Dataset:
···
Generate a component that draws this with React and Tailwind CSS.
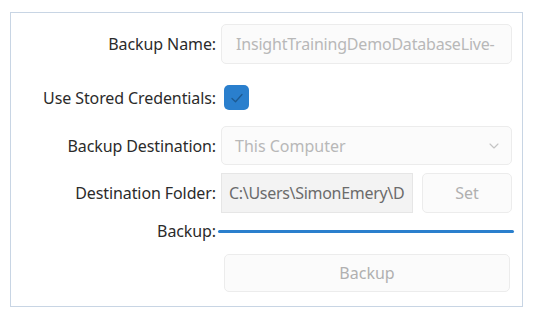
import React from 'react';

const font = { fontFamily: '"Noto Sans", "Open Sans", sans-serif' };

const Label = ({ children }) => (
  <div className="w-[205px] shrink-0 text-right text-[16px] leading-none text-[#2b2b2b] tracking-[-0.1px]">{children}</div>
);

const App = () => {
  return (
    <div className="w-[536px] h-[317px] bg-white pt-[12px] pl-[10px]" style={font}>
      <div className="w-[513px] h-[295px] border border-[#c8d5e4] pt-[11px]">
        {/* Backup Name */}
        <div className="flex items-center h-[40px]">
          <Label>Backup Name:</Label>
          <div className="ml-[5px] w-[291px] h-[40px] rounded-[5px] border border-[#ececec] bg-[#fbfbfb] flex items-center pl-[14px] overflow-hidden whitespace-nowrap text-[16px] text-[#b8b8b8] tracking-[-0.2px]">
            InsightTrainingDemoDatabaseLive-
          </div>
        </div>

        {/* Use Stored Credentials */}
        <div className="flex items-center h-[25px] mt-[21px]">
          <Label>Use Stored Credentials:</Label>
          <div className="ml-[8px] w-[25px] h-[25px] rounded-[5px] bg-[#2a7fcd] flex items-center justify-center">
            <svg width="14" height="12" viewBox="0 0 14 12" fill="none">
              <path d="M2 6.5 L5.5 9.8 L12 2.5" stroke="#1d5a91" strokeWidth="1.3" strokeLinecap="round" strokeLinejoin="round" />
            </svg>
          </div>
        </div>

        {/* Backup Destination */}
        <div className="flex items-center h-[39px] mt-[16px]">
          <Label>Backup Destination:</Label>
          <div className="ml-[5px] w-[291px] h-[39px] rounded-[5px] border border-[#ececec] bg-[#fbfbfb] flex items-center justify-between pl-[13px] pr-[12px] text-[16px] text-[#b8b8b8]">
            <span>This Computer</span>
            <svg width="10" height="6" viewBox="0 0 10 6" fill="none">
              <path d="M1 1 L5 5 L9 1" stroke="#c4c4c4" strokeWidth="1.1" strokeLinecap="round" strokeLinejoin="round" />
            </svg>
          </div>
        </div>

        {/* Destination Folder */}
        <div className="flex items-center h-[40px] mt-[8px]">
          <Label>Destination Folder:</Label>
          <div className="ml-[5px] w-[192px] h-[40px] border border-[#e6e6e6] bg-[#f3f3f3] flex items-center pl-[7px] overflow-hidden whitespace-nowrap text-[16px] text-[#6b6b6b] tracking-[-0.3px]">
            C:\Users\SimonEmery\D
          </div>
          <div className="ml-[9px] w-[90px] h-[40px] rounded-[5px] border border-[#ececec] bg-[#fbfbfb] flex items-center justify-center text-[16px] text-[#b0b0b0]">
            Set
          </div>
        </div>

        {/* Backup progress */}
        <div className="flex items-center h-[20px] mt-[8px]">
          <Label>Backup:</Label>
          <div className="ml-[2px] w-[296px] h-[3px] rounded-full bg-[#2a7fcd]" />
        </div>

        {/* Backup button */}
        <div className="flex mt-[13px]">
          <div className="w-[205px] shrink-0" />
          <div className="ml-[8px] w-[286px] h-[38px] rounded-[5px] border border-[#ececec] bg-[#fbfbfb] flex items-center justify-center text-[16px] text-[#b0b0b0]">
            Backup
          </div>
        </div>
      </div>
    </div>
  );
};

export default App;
···
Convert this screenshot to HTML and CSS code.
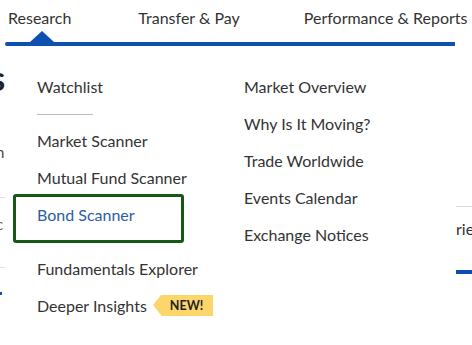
···
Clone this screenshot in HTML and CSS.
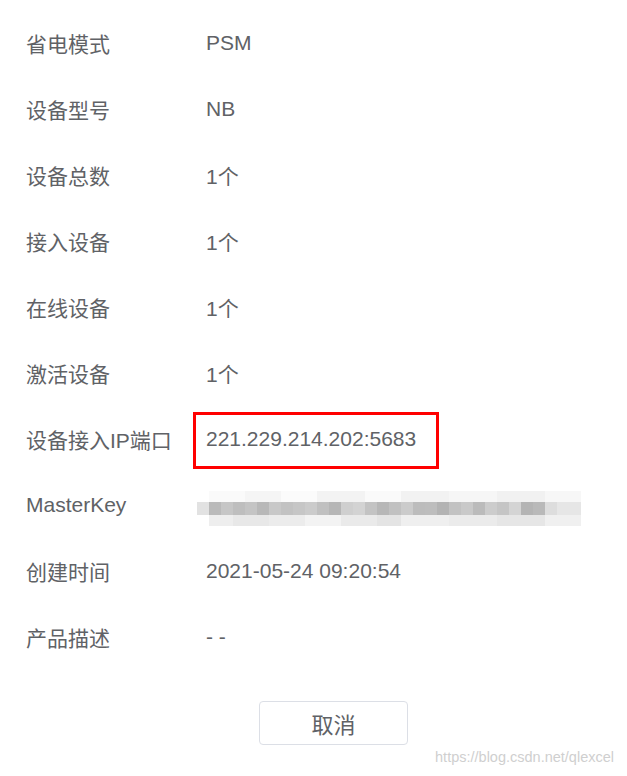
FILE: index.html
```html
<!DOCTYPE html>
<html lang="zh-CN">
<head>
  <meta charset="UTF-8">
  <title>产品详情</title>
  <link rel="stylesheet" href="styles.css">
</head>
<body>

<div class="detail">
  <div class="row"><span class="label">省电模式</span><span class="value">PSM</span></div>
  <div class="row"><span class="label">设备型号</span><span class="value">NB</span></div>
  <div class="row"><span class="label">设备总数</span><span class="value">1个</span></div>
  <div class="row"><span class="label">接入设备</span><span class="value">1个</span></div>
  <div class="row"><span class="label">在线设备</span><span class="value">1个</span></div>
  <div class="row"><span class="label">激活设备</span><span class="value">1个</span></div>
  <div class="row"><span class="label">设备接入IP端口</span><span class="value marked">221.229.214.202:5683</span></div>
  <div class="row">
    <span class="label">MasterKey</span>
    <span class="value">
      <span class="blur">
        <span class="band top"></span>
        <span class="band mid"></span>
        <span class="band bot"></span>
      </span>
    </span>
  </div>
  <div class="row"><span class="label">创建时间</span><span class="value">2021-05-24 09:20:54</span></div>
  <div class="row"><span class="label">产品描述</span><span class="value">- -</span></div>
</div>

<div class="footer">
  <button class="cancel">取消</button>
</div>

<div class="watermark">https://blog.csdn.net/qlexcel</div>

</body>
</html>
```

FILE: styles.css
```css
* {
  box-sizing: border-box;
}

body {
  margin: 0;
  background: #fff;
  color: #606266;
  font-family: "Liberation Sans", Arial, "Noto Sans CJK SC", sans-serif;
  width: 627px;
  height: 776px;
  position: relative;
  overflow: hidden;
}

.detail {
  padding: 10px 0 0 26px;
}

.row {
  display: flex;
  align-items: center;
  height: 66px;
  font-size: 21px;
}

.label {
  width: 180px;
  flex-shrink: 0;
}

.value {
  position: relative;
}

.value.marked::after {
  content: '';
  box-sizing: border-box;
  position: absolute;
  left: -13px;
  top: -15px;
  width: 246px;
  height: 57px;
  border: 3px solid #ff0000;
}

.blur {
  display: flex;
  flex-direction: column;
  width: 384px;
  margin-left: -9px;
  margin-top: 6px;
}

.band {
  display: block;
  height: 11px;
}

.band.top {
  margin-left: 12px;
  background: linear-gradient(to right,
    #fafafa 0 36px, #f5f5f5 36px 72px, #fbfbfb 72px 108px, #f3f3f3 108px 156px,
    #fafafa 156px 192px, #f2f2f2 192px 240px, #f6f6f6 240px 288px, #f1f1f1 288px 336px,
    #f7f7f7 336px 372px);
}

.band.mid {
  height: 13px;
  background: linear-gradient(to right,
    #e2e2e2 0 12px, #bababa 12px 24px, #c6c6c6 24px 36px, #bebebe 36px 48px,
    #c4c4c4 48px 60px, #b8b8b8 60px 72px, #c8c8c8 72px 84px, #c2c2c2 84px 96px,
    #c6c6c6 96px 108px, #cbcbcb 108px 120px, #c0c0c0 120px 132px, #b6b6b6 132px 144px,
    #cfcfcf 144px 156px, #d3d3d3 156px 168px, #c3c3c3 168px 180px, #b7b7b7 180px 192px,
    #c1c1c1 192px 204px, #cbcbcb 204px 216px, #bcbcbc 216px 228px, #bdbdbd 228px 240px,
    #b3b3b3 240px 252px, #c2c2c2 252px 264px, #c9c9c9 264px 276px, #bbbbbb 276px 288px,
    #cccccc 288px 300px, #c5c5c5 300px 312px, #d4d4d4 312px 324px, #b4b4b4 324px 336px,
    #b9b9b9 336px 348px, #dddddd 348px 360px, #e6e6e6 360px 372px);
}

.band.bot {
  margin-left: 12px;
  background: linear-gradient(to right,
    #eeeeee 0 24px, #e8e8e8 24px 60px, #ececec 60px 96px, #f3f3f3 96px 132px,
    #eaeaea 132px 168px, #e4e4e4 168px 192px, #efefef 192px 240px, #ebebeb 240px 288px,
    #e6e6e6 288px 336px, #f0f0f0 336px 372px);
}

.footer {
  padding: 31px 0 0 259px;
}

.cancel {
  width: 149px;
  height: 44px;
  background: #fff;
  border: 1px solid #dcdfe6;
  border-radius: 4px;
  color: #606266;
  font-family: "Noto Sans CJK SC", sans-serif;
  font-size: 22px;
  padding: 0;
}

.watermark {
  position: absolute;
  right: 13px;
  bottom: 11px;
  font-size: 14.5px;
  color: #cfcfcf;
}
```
···
Given task: Gather each line of the records holding the string "React".

Exercise answer:
Generate a component that draws this with React and Tailwind CSS.
import React from 'react';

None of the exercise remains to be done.